╭──

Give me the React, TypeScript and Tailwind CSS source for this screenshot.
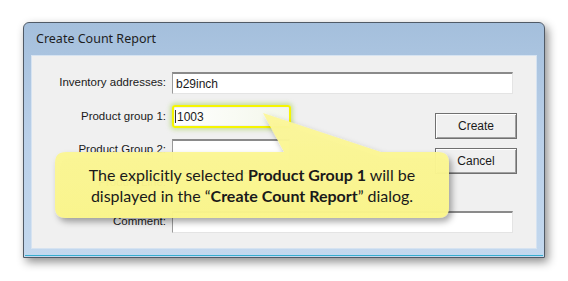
import React from "react";

const labelCls =
  "w-[140px] shrink-0 pr-[6px] text-right text-[11.5px] text-[#1a1a1a] leading-none";
const inputCls =
  "h-[22px] bg-white border-t-2 border-l border-t-[#8a8a8a] border-l-[#9a9a9a] border-b border-r border-b-[#e4e4e4] border-r-[#e4e4e4] text-[12px] text-[#1a1a1a] pl-[3px] flex items-center";

function Field({
  label,
  width,
  value,
  className = "",
}: {
  label: string;
  width: string;
  value?: string;
  className?: string;
}) {
  return (
    <div className={`flex items-center ${className}`}>
      <span className={labelCls}>{label}</span>
      <div className={`${inputCls} ${width}`}>{value}</div>
    </div>
  );
}

function WinButton({ text }: { text: string }) {
  return (
    <div className="w-[82px] h-[26px] border border-[#707070] bg-[#f0f0f0] shadow-[inset_1px_1px_0_#ffffff,inset_-1px_-1px_0_#a0a0a0] flex items-center justify-center text-[12px] text-[#1a1a1a]">
      {text}
    </div>
  );
}

export default function App() {
  return (
    <div
      className="relative w-[568px] h-[281px] bg-white overflow-hidden"
      style={{ fontFamily: '"Liberation Sans", Arial, sans-serif' }}
    >
      {/* dialog window */}
      <div className="ml-[23px] pt-[22px]">
        <div className="w-[522px] h-[236px] rounded-t-[6px] border border-[#505a66] bg-gradient-to-b from-[#a4bfdc] via-[#bad0e9] to-[#c3d8ee] shadow-[3px_4px_10px_rgba(0,0,0,0.45)] flex flex-col">
          <div
            className="h-[32px] pl-[12px] flex items-center text-[12.5px] text-[#1e1e1e]"
            style={{ fontFamily: '"Noto Sans", "Open Sans", sans-serif' }}
          >
            Create Count Report
          </div>
          <div className="ml-[7px] mr-[7px] h-[194px] bg-[#f0f0f0] border border-[#d6e3f1] pt-[16px]">
            <Field label="Inventory addresses:" width="w-[341px]" value="b29inch" />
            <div className="flex mt-[11px]">
              <div className="flex flex-col">
                <div className="flex items-center">
                  <span className={labelCls}>Product group 1:</span>
                  <div className="rounded-[3px] border-2 border-[#f5f500] p-[1px] shadow-[0_0_4px_2px_rgba(170,210,90,0.55)]">
                    <div className="h-[17px] w-[113px] bg-gradient-to-r from-white to-[#f3f7ea] text-[12px] text-[#1a1a1a] flex items-center">
                      <span className="w-px h-[13px] bg-[#333] mr-px" />
                      1003
                    </div>
                  </div>
                </div>
                <Field label="Product Group 2:" width="w-[118px]" className="mt-[11px]" />
                <Field label="Product Line:" width="w-[118px]" className="mt-[11px]" />
              </div>
              <div className="ml-auto mr-[19px] mt-[8px] flex flex-col gap-[9px]">
                <WinButton text="Create" />
                <WinButton text="Cancel" />
              </div>
            </div>
            <Field label="Comment:" width="w-[341px]" className="mt-[17px]" />
          </div>
          <div className="h-[1px] mx-[1px] mt-auto mb-[1px] bg-[#36aed0]" />
        </div>
      </div>

      {/* callout overlay */}
      <svg
        className="absolute left-0 top-0"
        width="568"
        height="281"
        viewBox="0 0 568 281"
      >
        <defs>
          <filter id="sh" x="-10%" y="-20%" width="130%" height="160%">
            <feDropShadow dx="3" dy="4" stdDeviation="3" floodColor="#000" floodOpacity="0.35" />
          </filter>
          <linearGradient id="yl" x1="0" y1="0" x2="0" y2="1">
            <stop offset="0" stopColor="#fcf79a" />
            <stop offset="1" stopColor="#fbf68a" />
          </linearGradient>
        </defs>
        <path
          d="M 66 152 L 284 152 L 263 113 L 381 152 L 438 152 Q 449 152 449 163 L 449 207 Q 449 218 438 218 L 66 218 Q 55 218 55 207 L 55 163 Q 55 152 66 152 Z"
          fill="url(#yl)"
          fillOpacity="0.96"
          filter="url(#sh)"
        />
      </svg>
      <div
        className="absolute left-[55px] top-[152px] w-[394px] h-[66px] flex flex-col items-center justify-center text-[16px] leading-[21px] text-[#1a1a1a]"
        style={{ fontFamily: 'Lato, "Open Sans", sans-serif' }}
      >
        <div>
          The explicitly selected <b>Product Group 1</b> will be
        </div>
        <div>
          displayed in the “<b>Create Count Report</b>” dialog.
        </div>
      </div>
    </div>
  );
}
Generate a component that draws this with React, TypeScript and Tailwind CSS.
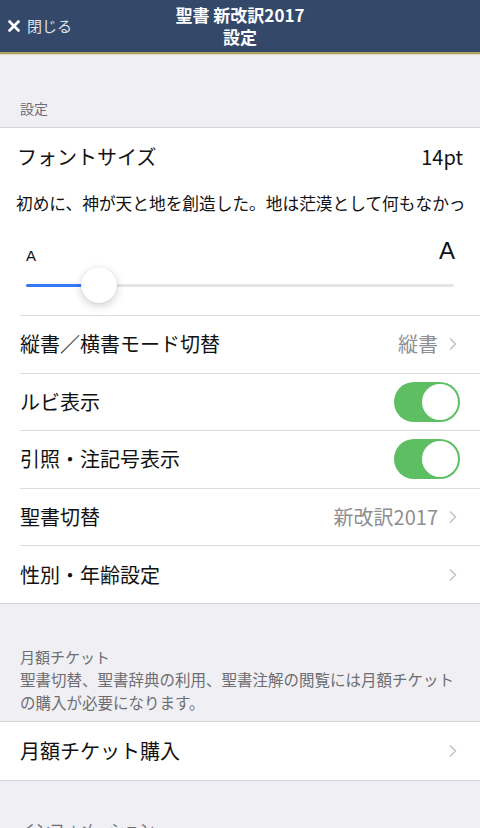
import { X, ChevronRight } from "lucide-react";

const jp = { fontFamily: '"Noto Sans CJK JP", "Noto Sans", sans-serif' };

const Toggle = () => (
    <div className="w-[66px] h-[40px] rounded-full bg-[#5dbf62] flex items-center justify-end pr-[2px]">
        <div className="w-[36px] h-[36px] rounded-full bg-white" />
    </div>
);

const Chevron = () => (
    <ChevronRight className="w-[20px] h-[20px] text-[#c4c4c8] ml-[5px] -mr-[3px]" strokeWidth={2} />
);

const Row = ({ label, value, chevron, toggle, noBorder }: any) => (
    <div className={`h-[57.6px] flex items-center pr-[20px] ${noBorder ? "" : "border-t border-[#dcdce0]"}`}>
        <span className="text-[20px] text-[#111]">{label}</span>
        <div className="flex-1" />
        {value && <span className="text-[20px] text-[#8e8e93]">{value}</span>}
        {chevron && <Chevron />}
        {toggle && <Toggle />}
    </div>
);

export default function App() {
    return (
        <div className="w-[480px] h-[828px] overflow-hidden bg-[#efeff4]" style={jp}>
            <div className="bg-[#34486a] h-[52px] flex items-center text-white">
                <div className="w-[100px] pl-[5px] flex items-center text-[15px] text-[#dfe3ea]">
                    <X className="w-[18px] h-[18px] text-white mr-[4px]" strokeWidth={3.5} />
                    閉じる
                </div>
                <div className="flex-1 flex flex-col items-center font-bold text-[17px] leading-[22px]">
                    <div>聖書 新改訳2017</div>
                    <div>設定</div>
                </div>
                <div className="w-[100px]" />
            </div>
            <div className="h-[2px] bg-[#b2a26a]" />
            <div className="h-[1px] bg-[#ddd6bc]" />

            <div className="h-[72px] flex items-end pb-[8px] pl-[20px] text-[14px] text-[#6d6d72]">設定</div>

            <div className="bg-white border-t border-b border-[#d6d6da]">
                <div className="flex items-center justify-between pl-[17px] pr-[17px] pt-[14px] h-[44px] text-[20px] text-[#111]">
                    <span>フォントサイズ</span>
                    <span>14pt</span>
                </div>
                <div className="ml-[16px] mr-[14px] pt-[19px] h-[50px] overflow-hidden whitespace-nowrap text-[16.7px] leading-[24px] text-[#111]">
                    初めに、神が天と地を創造した。地は茫漠として何もなかった。
                </div>
                <div className="px-[26px] flex items-end justify-between h-[41px] text-[#111]" style={{ fontFamily: '"Liberation Sans", sans-serif' }}>
                    <span className="text-[15px] leading-none">A</span>
                    <span className="text-[24px] leading-none -mr-[1px]">A</span>
                </div>
                <div className="mx-[26px] h-[52px] pb-[8px] relative flex items-center">
                    <div className="w-full h-[3px] rounded-full bg-[#e4e4e6] flex">
                        <div className="w-[70px] h-full rounded-full bg-[#3478f6]" />
                    </div>
                    <div className="absolute left-[55px] top-[4px] w-[36px] h-[36px] rounded-full bg-white shadow-[0_3px_8px_rgba(0,0,0,0.18),0_0_1px_rgba(0,0,0,0.2)]" />
                </div>
                <div className="ml-[20px]">
                    <Row label="縦書／横書モード切替" value="縦書" chevron />
                    <Row label="ルビ表示" toggle />
                    <Row label="引照・注記号表示" toggle />
                    <Row label="聖書切替" value="新改訳2017" chevron />
                    <Row label="性別・年齢設定" chevron />
                </div>
            </div>

            <div className="pt-[41px] pb-[7px] pl-[20px] pr-[20px] text-[15px] leading-[23px] text-[#6d6d72]">
                <div className="text-[15px]">月額チケット</div>
                <div className="text-[15.5px]">聖書切替、聖書辞典の利用、聖書注解の閲覧には月額チケットの購入が必要になります。</div>
            </div>

            <div className="bg-white border-t border-b border-[#d6d6da] pl-[20px]">
                <Row noBorder label="月額チケット購入" chevron />
            </div>

            <div className="pt-[36px] pl-[20px] text-[15px] leading-[23px] text-[#6d6d72]">インフォメーション</div>
        </div>
    );
}
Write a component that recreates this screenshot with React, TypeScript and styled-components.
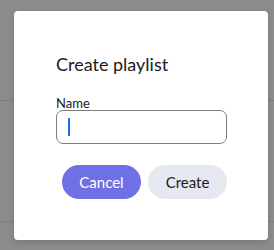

╰──

Exercise requirements => Repeat word for word the lines above, from the first entry through the line containing "import React from", with both ends kept and the pictures dropped.

Final result =>
Give me the React, TypeScript and Tailwind CSS source for this screenshot.
import React from "react";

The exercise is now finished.